A flag indicating whether or not the data files created for the demo should be saved to file. The default is FALSE, i.e. no files are saved to the folder. The only reason to save demo data to a folder is for the user to be able to have a look at the files after the demo.

folder

The folder in which the data for the demo will be saved. Default is the current directory, "./". The demo data will created in folder/data and the results will be saved in folder/results as an RData file.

Details

This function will first create a sample data set in folder/data, and will then run runfastcmh on this data set, before saving the each step showing the R code that can be used to do the step, then running that R code, and then waiting for the user to press enter before moving onto the next step. If saveToFolder=FALSE, (default) then no files are saved and all the results are kept in memory.

Examples

demofastcmh()

Create sample data for fastcmh

Description

This function creates sample data for use with the runfastcmh method.

Usage

makefastcmhdata(folder = "./", xfilename = "data.txt",
  yfilename = "label.txt", covfilename = "cov.txt", K = 2, L = 1000,
  n = 200, noiseP = 0.3, corruptP = 0.05, rho = 0.8, tau1 = 100,
  taulength1 = 4, tau2 = 200, taulength2 = 4, seednum = 2,
  truetaufilename = "truetau.txt", showOutput = FALSE, saveToList = FALSE)

Arguments

folder

The folder in which the data will be saved. Default is current directory "./".

xfilename

The name of the data file. Default is "data.txt"

yfilename

The name of the label file. Default is "label.txt"

covfilename

The name of the file containing the covariate categories . This file actually just contains K numbers, where K is the number of covariates. Default is "cov.txt"

K

The number of covariates (a positive integer). Default is K=2.

L

The number of features (length of each sequence). Default is L=1000.

n

The number of samples (cases and controls combined). Default is n=200, i.e. 100 cases and 100 controls.

noiseP

The background noise in the data (as a probability of 0/1 being flipped).
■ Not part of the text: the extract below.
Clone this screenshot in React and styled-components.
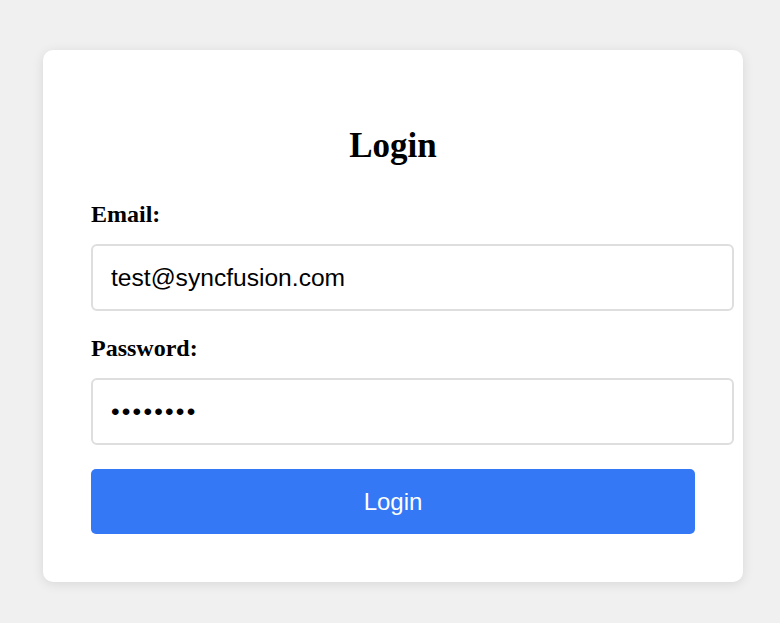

Default is noiseP=0.3

corruptP

The probability of data corruption: each bit has probability corruptP of being flipped. Default is corruptP=0.05.

rho

The strength of the confounding in the confounded interval (as a probability). Default is rho=0.8 (i.e. a very strong signal).

tau1

The location of the significant interval (starting point). Default value is tau1=100.

taulength1

The length of the significant interval. Default value is taulength1=4, so default significant interval is [100, 103].

tau2

The location of the confounded significant interval (starting point). Default value is tau2=200.

taulength2

The length of the confounded significant interval. Default value is taulength2=4, so default significant interval is [200, 203].

seednum

The seed used for generating the data. Default value is seednum=2.

truetaufilename

The file where the location of the true significant intervals are saved (as opposed to the detected significant intervals). Default is "truetau.txt".

showOutput

Flag to decide whether or not to show output, where files are created, their names, etc. Default is FALSE, so will save to folder by default. However, all of the examples use saveToList=TRUE in order to avoid writing to file. The list will consist of data, label and cov data frames, when saveToList=TRUE.

saveToList

Flag to decide whether or not to save data to the folder, or to return (output) the data as a list. By default, saveToList=FALSE.

Examples

#make a small sample data set, using the default parameters
mylist <- makefastcmhdata(showOutput=TRUE, saveToList=TRUE)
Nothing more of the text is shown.